▶ [Dataset section]:
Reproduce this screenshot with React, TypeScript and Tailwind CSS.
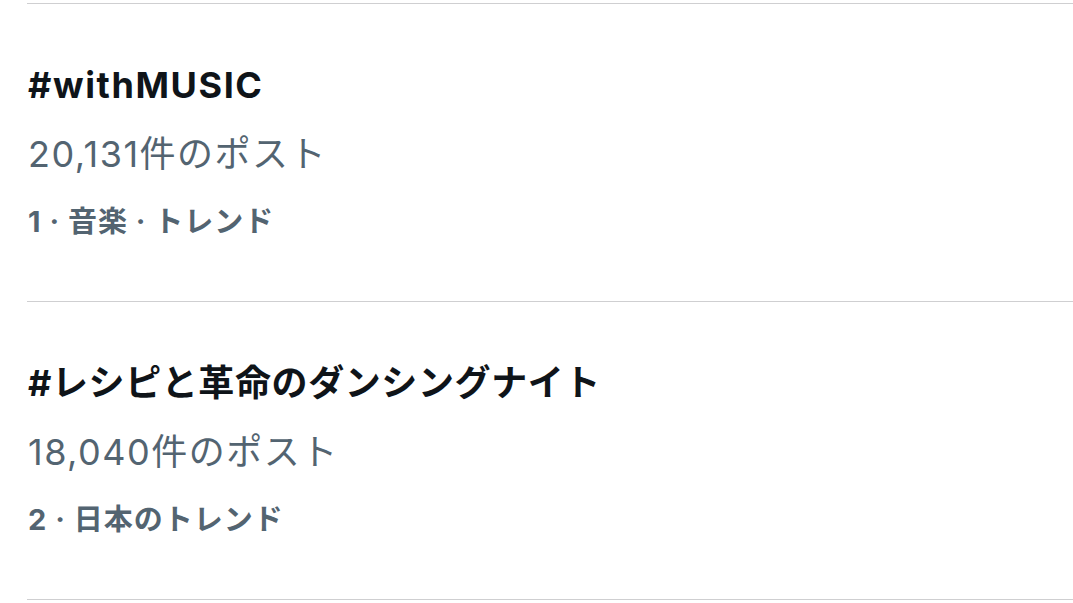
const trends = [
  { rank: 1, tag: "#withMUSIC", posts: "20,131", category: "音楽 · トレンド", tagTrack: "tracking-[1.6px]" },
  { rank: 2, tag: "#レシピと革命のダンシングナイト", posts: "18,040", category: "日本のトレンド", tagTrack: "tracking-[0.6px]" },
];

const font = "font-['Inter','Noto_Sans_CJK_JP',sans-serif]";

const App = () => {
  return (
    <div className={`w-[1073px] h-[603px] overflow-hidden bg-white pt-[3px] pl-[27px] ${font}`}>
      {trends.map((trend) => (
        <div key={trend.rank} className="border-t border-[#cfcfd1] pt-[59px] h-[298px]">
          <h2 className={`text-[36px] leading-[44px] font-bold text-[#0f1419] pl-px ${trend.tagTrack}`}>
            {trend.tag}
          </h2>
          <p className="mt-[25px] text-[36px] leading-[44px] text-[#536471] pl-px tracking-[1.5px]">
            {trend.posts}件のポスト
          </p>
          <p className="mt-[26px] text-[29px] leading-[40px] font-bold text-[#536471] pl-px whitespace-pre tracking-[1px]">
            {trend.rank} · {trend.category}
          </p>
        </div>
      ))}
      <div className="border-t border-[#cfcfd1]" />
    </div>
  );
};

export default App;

▶ [Task goal]:
Copy the material exactly. Do not include the pictures.

▶ [Final answer]:
Reproduce this screenshot with React, TypeScript and Tailwind CSS.
const trends = [
  { rank: 1, tag: "#withMUSIC", posts: "20,131", category: "音楽 · トレンド", tagTrack: "tracking-[1.6px]" },
  { rank: 2, tag: "#レシピと革命のダンシングナイト", posts: "18,040", category: "日本のトレンド", tagTrack: "tracking-[0.6px]" },
];

const font = "font-['Inter','Noto_Sans_CJK_JP',sans-serif]";

const App = () => {
  return (
    <div className={`w-[1073px] h-[603px] overflow-hidden bg-white pt-[3px] pl-[27px] ${font}`}>
      {trends.map((trend) => (
        <div key={trend.rank} className="border-t border-[#cfcfd1] pt-[59px] h-[298px]">
          <h2 className={`text-[36px] leading-[44px] font-bold text-[#0f1419] pl-px ${trend.tagTrack}`}>
            {trend.tag}
          </h2>
          <p className="mt-[25px] text-[36px] leading-[44px] text-[#536471] pl-px tracking-[1.5px]">
            {trend.posts}件のポスト
          </p>
          <p className="mt-[26px] text-[29px] leading-[40px] font-bold text-[#536471] pl-px whitespace-pre tracking-[1px]">
            {trend.rank} · {trend.category}
          </p>
        </div>
      ))}
      <div className="border-t border-[#cfcfd1]" />
    </div>
  );
};

export default App;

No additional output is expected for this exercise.